Dylan
Dubois, donc.
Regarde,
je te fais un raccourci.
Je
ne te parle pas de l'essentiel, pas du tout.
L'histoire,
tu peux lui lire la mise en bouche au cul de la couverture. Une
intro, une mise en jambes. Mais c'est pas l'ossature. Je ne veux pas
te faire l'économie de le lire, ce Dylan Dubois.
Alors
point d'os, d'ossature, de squelette, juste quelques oripeaux.
Quelques à-côté.
(J'espère que Martine Pouchain ne se sentira pas pour autant trahie dans son écriture...)
(J'espère que Martine Pouchain ne se sentira pas pour autant trahie dans son écriture...)
"Le
mercredi et le vendredi, après les cours, on passe des heures au
fond d'un petit bistrot de quartier à jaspiner sans s'apercevoir que
le temps déguerpit. / Une brise à peine palpable donne à l'herbe
encore maquillée de rosée l'apparence d'un tapis mouvant. Le ciel
bleu grisonne un peu vers la ligne d'horizon et la blondeur des
avoines enlace le vert saturé des arbres. Océan végétal avec le
ronflement lointain d'un tracteur pour seule trace de civilisation. /
C'est sa mère qui fait l'omelette. Une femme maigre et sèche à la
peau sculptée par le soleil. Le père est du même acabit en encore
plus fripé, avec en prime de la couperose qui lui allume les
pommettes. / C'est toute sa conversation, et ça me va. "Il va
faire beau aujourd'hui" est à ma mesure. Je n'ai pas envie de
savoir ce que je ferai dans six ans, six mois, six jours, demain.

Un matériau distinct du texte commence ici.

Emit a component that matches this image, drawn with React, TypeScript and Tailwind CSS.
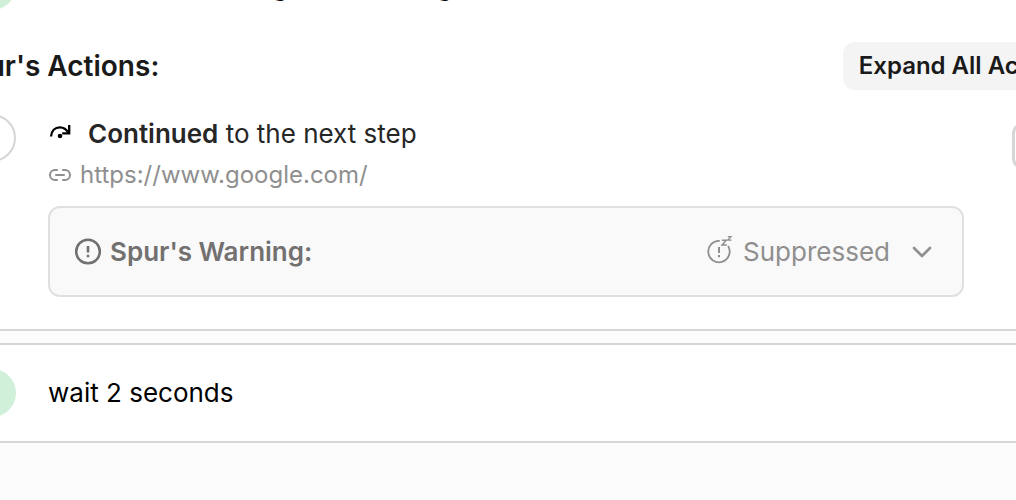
import { ChevronDown, Link2 } from "lucide-react";

function StepOverIcon() {
  return (
    <svg aria-hidden="true" viewBox="0 0 24 24" className="size-6 shrink-0" fill="none" stroke="currentColor" strokeWidth="2.300">
      <path d="M3 14.500C3.400 8.900 7 5.300 11.800 5.300c3.800 0 6.900 2.200 8.600 5.400" />
      <path d="M21.200 3v8.300H14.200" />
      <circle cx="12" cy="14" r="2.300" fill="currentColor" stroke="none" />
    </svg>
  );
}

function WarningIcon() {
  return (
    <svg aria-hidden="true" viewBox="0 0 28 28" className="size-7 shrink-0" fill="none" stroke="currentColor" strokeWidth="2.600">
      <circle cx="14" cy="13.500" r="11.800" />
      <path d="M14 8v6.500M14 16.700v2.500" />
    </svg>
  );
}

function SnoozeIcon() {
  return (
    <svg aria-hidden="true" viewBox="0 0 32 32" className="size-8 shrink-0" fill="none" stroke="currentColor" strokeWidth="1.800">
      <path d="M16.800 4.900A10.700 10.700 0 1 0 25.100 10" />
      <path d="M16 11v6M16 19v2.200" strokeWidth="2" />
      <path d="M18.800 4.200h4.400l-4.200 4.900h4.800" strokeWidth="1.500" />
      <path d="M24.800 0.700h3.200l-3.200 3.400h3.700" strokeWidth="1.300" />
    </svg>
  );
}

function Step({ title, children }: { title: string; children?: React.ReactNode }) {
  return (
    <section className="border-2 border-[#d6d6d6] bg-white p-6">
      <div className="flex items-center gap-8">
        <span className="size-12 shrink-0 rounded-full bg-[#d1f0d9]" />
        <h2 className="pb-0.5 text-[26px] leading-[39px] text-black">{title}</h2>
      </div>
      {children}
    </section>
  );
}

export default function App() {
  return (
    <div className="min-h-screen overflow-hidden bg-[#fcfcfc] font-['Inter',sans-serif]">
      <main className="-mx-[58px] -mt-16 flex flex-col gap-3">
        <Step title="check in the settings and loading">
          <div className="-mr-11 -ml-4 mt-8 flex items-center justify-between">
            <h3 className="text-[28px] leading-[42px] font-semibold text-[#1a1a1a]">Spur's Actions:</h3>
            <button type="button" className="h-12 rounded-xl bg-[#f4f4f4] px-4 text-2xl font-semibold text-[#1a1a1a]">
              Expand All Actions
            </button>
          </div>
          <div className="mt-6 mb-2 flex items-start gap-8">
            <span className="size-12 shrink-0 rounded-full border-2 border-[#d6d6d6]" />
            <div className="min-w-0 flex-1">
              <div className="flex items-center gap-4 text-[26px] leading-[39px] text-[#262626]">
                <span className="text-black"><StepOverIcon /></span>
                <p><strong className="font-semibold">Continued</strong> to the next step</p>
              </div>
              <a href="https://www.google.com/" className="mt-1 flex items-center gap-2 text-2xl leading-9 text-[#8f8f8f]">
                <Link2 aria-hidden="true" size={24} strokeWidth={2} />
                https://www.google.com/
              </a>
              <div className="mt-[13px] flex items-center rounded-xl border-2 border-[#e0e0e0] bg-[#f9f9f9] p-6 text-[26px] leading-[39px]">
                <div className="flex flex-1 items-center gap-2 font-semibold text-[#737070]">
                  <WarningIcon />
                  Spur's Warning:
                </div>
                <button type="button" className="flex items-center gap-2 text-[#8f8f8f]">
                  <SnoozeIcon />
                  Suppressed
                  <ChevronDown aria-hidden="true" size={32} strokeWidth={2} className="ml-2" />
                </button>
              </div>
            </div>
            <button type="button" aria-label="More" className="-mr-3 mt-2 ml-4 size-12 rounded-xl border-[3px] border-[#d6d6d6]" />
          </div>
        </Step>
        <Step title="wait 2 seconds" />
      </main>
    </div>
  );
}
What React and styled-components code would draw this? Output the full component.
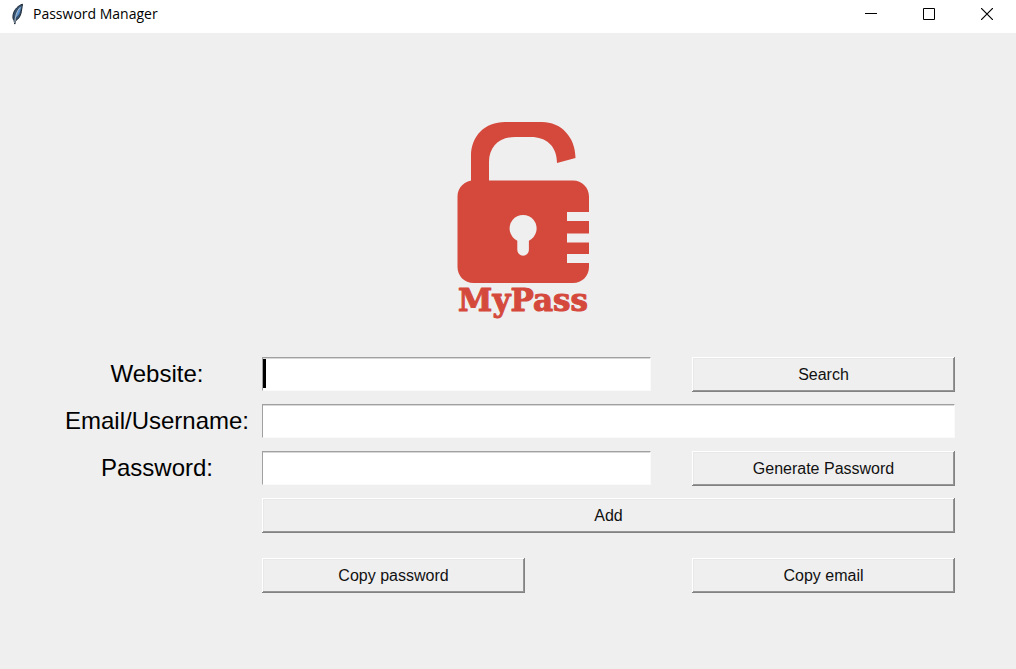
import React from "react";
import styled, { createGlobalStyle } from "styled-components";

const GlobalStyle = createGlobalStyle`
  *, *::before, *::after { box-sizing: border-box; }
  body { margin: 0; background: #efefef; }
`;

const Window = styled.div`
  min-height: 100vh;
  display: flex;
  flex-direction: column;
  background: #efefef;
  color: #000;
  font-family: "Liberation Sans", Arial, sans-serif;
`;

const TitleBar = styled.header`
  display: flex;
  align-items: flex-start;
  justify-content: space-between;
  height: 33px;
  padding-left: 10px;
  background: #fff;
`;

const TitleGroup = styled.div`
  display: flex;
  align-items: center;
  gap: 8px;
  height: 28px;
`;

const Title = styled.h1`
  margin: 0;
  font: 400 14px/20px "Open Sans", "Noto Sans", sans-serif;
`;

const WindowControls = styled.div`
  display: flex;
`;

const ControlButton = styled.button`
  display: flex;
  align-items: center;
  justify-content: center;
  width: 58px;
  height: 28px;
  padding: 0;
  border: 0;
  background: transparent;
  color: #000;
`;

const Content = styled.main`
  display: flex;
  flex-direction: column;
  gap: 36px;
  padding: 88px 61px 40px 62px;
`;

const LogoArea = styled.div`
  display: flex;
  justify-content: center;
  padding-left: 28px;
`;

const Form = styled.form`
  display: flex;
  flex-direction: column;
  gap: 12px;
`;

const Row = styled.div`
  display: grid;
  grid-template-columns: 190px minmax(0, 1fr);
  column-gap: 10px;
  align-items: start;
  min-height: 35px;
`;

const Label = styled.label`
  font-size: 24px;
  line-height: 34px;
  text-align: center;
`;

const Fields = styled.div`
  grid-column: 2;
  display: grid;
  grid-template-columns: ${({ $split }) => ($split ? "minmax(0, 1fr) 263px" : "minmax(0, 1fr)")};
  column-gap: 41px;
  align-items: start;
`;

const Actions = styled.div`
  grid-column: 2;
  display: flex;
  justify-content: space-between;
  padding-top: 13px;
`;

const InputBox = styled.div`
  position: relative;
  display: flex;
`;

const TextInput = styled.input`
  width: 100%;
  height: 34px;
  padding: 0 4px;
  border: 1px solid;
  border-color: #a0a0a0 #fafafa #fafafa #a0a0a0;
  border-radius: 0;
  outline: 0;
  background: #fff;
  box-shadow: inset 0 1px 0 #d8d8d8;
  font: 24px "Liberation Sans", Arial, sans-serif;
`;

const Caret = styled.span`
  position: absolute;
  top: 2px;
  left: 1px;
  width: 3px;
  height: 29px;
  background: #000;
`;

const PushButton = styled.button`
  width: ${({ $wide }) => ($wide ? "100%" : "263px")};
  height: 35px;
  padding: 0;
  border: 0;
  border-radius: 0;
  background: #efefef;
  box-shadow:
    inset -1px -1px 0 #828282,
    inset 1px 1px 0 #fff,
    inset -2px -2px 0 #969696,
    inset 2px 2px 0 #e8e8e8;
  color: #111;
  font: 16px/20px "Liberation Sans", Arial, sans-serif;
`;

const FeatherIcon = () => (
  <svg width="15" height="22" viewBox="0 0 15 22" aria-hidden="true">
    <path d="M12.5 1.2C8.2 2.4 4.2 6.6 3.2 11.2c-.6 2.8-.3 5 .8 6.3l.8 3.600.9-3.400c2.800-1.700 4.600-4.400 5.300-7.400.5-2.200 1.100-6.400 1.500-9.100z" fill="#36516f" stroke="#1d2733" strokeWidth="1" />
    <path d="M11.600 3.200C8.400 5 6.200 9 5.500 14.800c2.400-1.600 4-4 4.500-6.200z" fill="#5f93cc" />
    <path d="M10 4.500C6.800 8 5.200 13 4.800 20" fill="none" stroke="#a9b9c6" strokeWidth="1" />
  </svg>
);

const Logo = () => (
  <svg width="134" height="200" viewBox="456 121 134 200" role="img" aria-label="MyPass">
    <g fill="#d5493c">
      <path d="M471 185V156C471 136 485 122 505 122H542C561 122 575.500 137 575.500 158L557 163C557 146 546 137 531 137H515C499 137 489 147 489 162V185Z" />
      <path
        fillRule="evenodd"
        d="M473.500 180.500H573C582 180.500 589 187.500 589 196.500V212H567V221H589V233.500H567V242.500H589V254H567V263H589V267C589 276 582 283 573 283H473.500C464.500 283 457.500 276 457.500 267V196.500C457.500 187.500 464.500 180.500 473.500 180.500Z M517.300 240.700V250A5.800 5.800 0 0 0 528.900 250V240.700A13.500 13.500 0 1 0 517.300 240.700Z"
      />
      <text x="523" y="311" textAnchor="middle" fontFamily="DejaVu Serif, serif" fontWeight="700" fontSize="31" stroke="#d5493c" strokeWidth="1" strokeLinejoin="round">MyPass</text>
    </g>
  </svg>
);

export default function App() {
  return (
    <Window>
      <GlobalStyle />
      <TitleBar>
        <TitleGroup>
          <FeatherIcon />
          <Title>Password Manager</Title>
        </TitleGroup>
        <WindowControls>
          <ControlButton type="button" aria-label="Minimize">
            <svg width="12" height="12" viewBox="0 0 12 12"><path d="M0 5.500H12" stroke="currentColor" /></svg>
          </ControlButton>
          <ControlButton type="button" aria-label="Maximize">
            <svg width="12" height="12" viewBox="0 0 12 12"><path d="M.5.5H11.500V11.500H.5Z" fill="none" stroke="currentColor" /></svg>
          </ControlButton>
          <ControlButton type="button" aria-label="Close">
            <svg width="12" height="12" viewBox="0 0 12 12"><path d="M0 0L12 12M12 0L0 12" stroke="currentColor" strokeWidth="1.200" /></svg>
          </ControlButton>
        </WindowControls>
      </TitleBar>

      <Content>
        <LogoArea>
          <Logo />
        </LogoArea>

        <Form onSubmit={(event) => event.preventDefault()}>
          <Row>
            <Label htmlFor="website">Website:</Label>
            <Fields $split>
              <InputBox>
                <TextInput id="website" type="text" />
                <Caret />
              </InputBox>
              <PushButton type="button">Search</PushButton>
            </Fields>
          </Row>
          <Row>
            <Label htmlFor="email">Email/Username:</Label>
            <Fields>
              <InputBox>
                <TextInput id="email" type="text" />
              </InputBox>
            </Fields>
          </Row>
          <Row>
            <Label htmlFor="password">Password:</Label>
            <Fields $split>
              <InputBox>
                <TextInput id="password" type="text" />
              </InputBox>
              <PushButton type="button">Generate Password</PushButton>
            </Fields>
          </Row>
          <Row>
            <Fields>
              <PushButton type="submit" $wide>Add</PushButton>
            </Fields>
          </Row>
          <Row>
            <Actions>
              <PushButton type="button">Copy password</PushButton>
              <PushButton type="button">Copy email</PushButton>
            </Actions>
          </Row>
        </Form>
      </Content>
    </Window>
  );
}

"Aujourd'hui" me va. / Je marche, et mes problèmes
s'insignifient. Plus rien ne semble réel que mes pas, les muscles de
mes jambes, de mon ventre, de mon dos. Plus rien ne m'importe que le
lent murmure de la Terre : la Mère véritable, celle qui n'abandonne
jamais ses enfants. Je fais halte ici ou là quand je suis fatigué,
quand j'ai faim ou soif. On me donne du pain, des fruits, de l'eau.
Il arrive aussi qu'on ne me donne rien, mais c'est rare. / Mais on
sait ce qu'il en est des mises en garde des parents : on veut se
rendre compte par soi-même, au cas où ils nous escamoteraient un
bout de Paradis. / *Parle si tu as des mots plus forts que le
silence, ou garde le silence. *Euripide / Le silence n'est jamais
silencieux. Il est lourd du chant des oiseaux, et du vent, et du
murmure d'êtres qui furètent, halètent, se fraient des chemins de
lumière. Dans les villes, il est saturé du bruit des moteurs,
klaxons, musiques échappées. La nuit y ajoute celui des téléviseurs
qu'on allume pour régler son compte à l'ennui. Le vrai silence
ressemble à la mort. Le silence qu"on désire bruit toujours. /
Le panorama est à hauteur d'esbroufe : le vert sombre des arbres
dialogue à bouche que veux-tu avec celui, plus tendre, des prairies.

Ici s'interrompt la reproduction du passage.